Queer Feminist Science Studies takes a transnational, trans-species, and intersectional approach to this cutting-edge area of inquiry between women's, gender, and sexuality studies and science and technology studies (STS). The essays here "queer"--or denaturalize and make strange--ideas that are taken for granted in both areas of study. Reimagining the meanings of and relations among queer and feminist theories and a wide range of scientific disciplines, contributors foster new critical and creative knowledge-projects that attend to shifting and uneven operations of power, privilege, and dispossession, while also highlighting potentialities for uncertainty, subversion, transformation, and play.
Theoretically and rhetorically powerful, these essays also take seriously the materiality of "natural" objects and phenomena: bones, voles, chromosomes, medical records and more all help substantiate answers to questions such as, What is sex? How are race, gender, sexuality, and other systems of differences co-constituted? The foundational essays and new writings collected here offer a generative resource for students and scholars alike, demonstrating the ingenuity and dynamism of queer feminist scholarship.

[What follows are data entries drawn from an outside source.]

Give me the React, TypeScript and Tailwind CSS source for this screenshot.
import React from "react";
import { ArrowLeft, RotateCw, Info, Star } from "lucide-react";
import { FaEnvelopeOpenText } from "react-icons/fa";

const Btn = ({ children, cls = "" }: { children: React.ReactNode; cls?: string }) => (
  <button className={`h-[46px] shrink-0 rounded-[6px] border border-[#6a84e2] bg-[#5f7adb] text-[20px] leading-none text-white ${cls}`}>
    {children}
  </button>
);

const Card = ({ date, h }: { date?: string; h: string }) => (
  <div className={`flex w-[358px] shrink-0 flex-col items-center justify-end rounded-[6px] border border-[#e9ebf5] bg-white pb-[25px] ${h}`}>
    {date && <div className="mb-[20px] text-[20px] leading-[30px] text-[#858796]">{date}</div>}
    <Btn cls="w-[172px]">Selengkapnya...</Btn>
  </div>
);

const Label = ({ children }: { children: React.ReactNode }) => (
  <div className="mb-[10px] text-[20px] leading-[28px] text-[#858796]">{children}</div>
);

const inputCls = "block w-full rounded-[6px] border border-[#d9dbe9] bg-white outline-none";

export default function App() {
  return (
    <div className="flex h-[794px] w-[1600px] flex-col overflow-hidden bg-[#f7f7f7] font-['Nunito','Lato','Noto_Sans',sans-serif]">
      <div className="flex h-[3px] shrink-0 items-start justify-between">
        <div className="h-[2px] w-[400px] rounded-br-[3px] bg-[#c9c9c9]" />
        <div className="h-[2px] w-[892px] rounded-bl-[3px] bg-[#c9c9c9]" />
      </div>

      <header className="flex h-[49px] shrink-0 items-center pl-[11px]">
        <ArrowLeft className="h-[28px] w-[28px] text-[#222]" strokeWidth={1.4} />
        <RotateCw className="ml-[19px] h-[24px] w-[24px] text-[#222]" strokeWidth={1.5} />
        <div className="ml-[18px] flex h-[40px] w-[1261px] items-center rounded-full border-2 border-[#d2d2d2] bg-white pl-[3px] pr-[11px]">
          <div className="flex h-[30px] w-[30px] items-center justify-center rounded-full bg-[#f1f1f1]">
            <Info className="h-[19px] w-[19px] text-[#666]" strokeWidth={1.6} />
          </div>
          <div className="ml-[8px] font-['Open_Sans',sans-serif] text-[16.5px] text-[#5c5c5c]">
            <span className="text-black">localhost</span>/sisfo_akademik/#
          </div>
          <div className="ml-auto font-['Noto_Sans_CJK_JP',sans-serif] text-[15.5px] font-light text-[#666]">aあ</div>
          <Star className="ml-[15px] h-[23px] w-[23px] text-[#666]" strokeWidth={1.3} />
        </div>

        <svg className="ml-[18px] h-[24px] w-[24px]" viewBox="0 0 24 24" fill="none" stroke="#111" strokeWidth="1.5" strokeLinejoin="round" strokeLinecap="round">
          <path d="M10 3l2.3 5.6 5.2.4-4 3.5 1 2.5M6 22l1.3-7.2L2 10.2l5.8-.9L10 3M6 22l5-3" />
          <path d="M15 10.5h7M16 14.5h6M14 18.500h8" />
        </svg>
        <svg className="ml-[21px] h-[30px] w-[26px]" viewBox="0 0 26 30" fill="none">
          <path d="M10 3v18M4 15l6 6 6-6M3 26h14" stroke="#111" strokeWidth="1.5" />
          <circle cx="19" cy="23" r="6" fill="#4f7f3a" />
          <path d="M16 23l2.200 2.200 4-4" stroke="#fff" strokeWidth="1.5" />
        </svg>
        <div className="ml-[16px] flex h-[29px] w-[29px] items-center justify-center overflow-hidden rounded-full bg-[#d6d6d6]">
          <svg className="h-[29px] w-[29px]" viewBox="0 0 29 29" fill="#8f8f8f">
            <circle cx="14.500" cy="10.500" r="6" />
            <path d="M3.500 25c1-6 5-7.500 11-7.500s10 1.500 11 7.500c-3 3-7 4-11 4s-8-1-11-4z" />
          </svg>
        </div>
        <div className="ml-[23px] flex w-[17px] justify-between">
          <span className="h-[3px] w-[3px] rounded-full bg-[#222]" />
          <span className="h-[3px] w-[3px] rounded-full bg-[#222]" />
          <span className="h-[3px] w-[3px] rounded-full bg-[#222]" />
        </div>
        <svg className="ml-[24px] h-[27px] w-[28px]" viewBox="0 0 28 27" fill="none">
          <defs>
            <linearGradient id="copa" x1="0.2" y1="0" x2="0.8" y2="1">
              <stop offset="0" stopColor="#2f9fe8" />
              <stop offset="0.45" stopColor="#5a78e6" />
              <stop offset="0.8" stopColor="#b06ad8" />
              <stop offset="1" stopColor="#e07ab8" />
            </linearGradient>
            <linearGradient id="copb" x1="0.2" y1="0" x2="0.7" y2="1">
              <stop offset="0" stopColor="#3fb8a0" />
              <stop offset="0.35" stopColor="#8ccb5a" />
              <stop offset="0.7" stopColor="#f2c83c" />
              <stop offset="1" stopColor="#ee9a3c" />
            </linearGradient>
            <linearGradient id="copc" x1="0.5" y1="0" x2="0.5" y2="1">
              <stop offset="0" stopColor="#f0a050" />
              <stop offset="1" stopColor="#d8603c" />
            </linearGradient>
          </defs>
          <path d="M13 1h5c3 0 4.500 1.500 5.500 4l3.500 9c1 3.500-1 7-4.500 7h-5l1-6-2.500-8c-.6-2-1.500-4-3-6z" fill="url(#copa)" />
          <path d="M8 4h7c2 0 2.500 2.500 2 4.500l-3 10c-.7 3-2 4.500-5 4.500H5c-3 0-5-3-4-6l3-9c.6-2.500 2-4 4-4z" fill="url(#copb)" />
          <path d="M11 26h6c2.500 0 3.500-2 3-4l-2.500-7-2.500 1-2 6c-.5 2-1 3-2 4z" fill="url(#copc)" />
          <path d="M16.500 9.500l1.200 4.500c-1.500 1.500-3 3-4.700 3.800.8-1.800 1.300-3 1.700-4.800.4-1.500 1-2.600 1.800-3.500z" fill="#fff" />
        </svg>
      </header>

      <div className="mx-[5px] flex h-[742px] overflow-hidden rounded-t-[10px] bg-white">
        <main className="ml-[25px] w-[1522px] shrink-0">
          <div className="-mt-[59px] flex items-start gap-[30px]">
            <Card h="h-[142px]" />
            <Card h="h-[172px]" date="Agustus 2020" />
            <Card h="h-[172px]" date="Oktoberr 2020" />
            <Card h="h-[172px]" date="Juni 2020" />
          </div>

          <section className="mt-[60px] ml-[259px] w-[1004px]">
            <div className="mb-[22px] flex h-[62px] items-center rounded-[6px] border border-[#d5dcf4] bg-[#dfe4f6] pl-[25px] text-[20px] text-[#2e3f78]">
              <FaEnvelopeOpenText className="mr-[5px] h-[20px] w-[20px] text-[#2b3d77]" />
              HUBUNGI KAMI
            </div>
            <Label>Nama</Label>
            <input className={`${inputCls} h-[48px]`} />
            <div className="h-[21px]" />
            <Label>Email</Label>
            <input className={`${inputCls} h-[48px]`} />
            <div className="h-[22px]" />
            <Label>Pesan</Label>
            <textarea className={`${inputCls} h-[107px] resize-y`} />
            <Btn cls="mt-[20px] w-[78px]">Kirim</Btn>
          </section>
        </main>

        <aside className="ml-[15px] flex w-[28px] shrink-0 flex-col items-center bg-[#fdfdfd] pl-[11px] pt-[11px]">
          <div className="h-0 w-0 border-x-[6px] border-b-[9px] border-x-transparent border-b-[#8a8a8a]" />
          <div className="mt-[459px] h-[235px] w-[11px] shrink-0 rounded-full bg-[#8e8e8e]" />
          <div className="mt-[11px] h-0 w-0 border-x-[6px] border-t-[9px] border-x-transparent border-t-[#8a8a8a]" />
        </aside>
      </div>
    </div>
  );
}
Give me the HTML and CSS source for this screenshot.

This book filled a requirement for knowledge and analysis that I knew I had, but thought could not be reached, and it incited my desire to continue research into queering science. Looking at science studies through an queer, open perception is essential for the future of science. Studies of medicine and biology, as well as more abstract studies of botany and zoology, need to move away from the generally-accepted, the Western standard of study. Western, colonized, male-oriented, unchanging systems of science study are how, in the past, we reached conclusions that ova, the qualitative and "reserved" nature of it, dictated how women should act, to speak nothing of women who did not possess ovaries. It's how hysteria was considered a real diagnosis, and a prescribed, involuntary stimulation was considered the treatment. The standard of science studies today needs to be reconsidered; "We've always done it this way" is no longer the right answer. This collection of essays taught me scientific methods of study and fact that had never occurred to me. I will treasure it moving forward in my exploration of biology and evolution.
Cyd Cipolla, Kristina Gupta, David Rubin, and Angela Willey, the editors of Queer Feminist Science Studies have curated a magnificent collection of existing articles from various areas of scientific study in an attempt to queer the scientific field. They challenge the essentialisms not only of the typically male scientific paradigm, but also take aim at rigidity in feminism and gender studies. The editors have also selected articles to highlight the queerness inherent in science – for example, David Rubin’s article on how intersex became a gender, Angela Willey and Sara Giordano’s exploration of vole monogamy and how it impacted gene research, and Michelle Murphy’s dissection of objectivity. Most of the entries were initially published in scientific journals and have been edited down for this volume which will be a welcome relief for those not accustomed to scientific academese. Hopefully, this absorbing collection will be the first of many.
Interesting ideas, although some of the essays, and especially the introduction to different sections of the book, get too erudite and jargon-y to be entertaining (or sensical). This is a very academic book, while also discussing many different "vulgar" topics. My favorite essays were ones that did not dwell in theoretical jargon, but instead used concrete (modern and historical) examples to expose the heteronormative biases in scientific methodology. Recommend for those interested in queer feminist theory and willing to get into the weeds in this area.
"Queer feminist sciences studies scholarship offers powerful examples of how to critique the normalizing and pathologizing tendencies of Western biomedicine and science, while also providing insights into how science and biomedicine might be reformed and/or (re)appropriated in order to better serve the interests of women, sexual minorities, gender-nonconforming people, and other historically marginalized groups."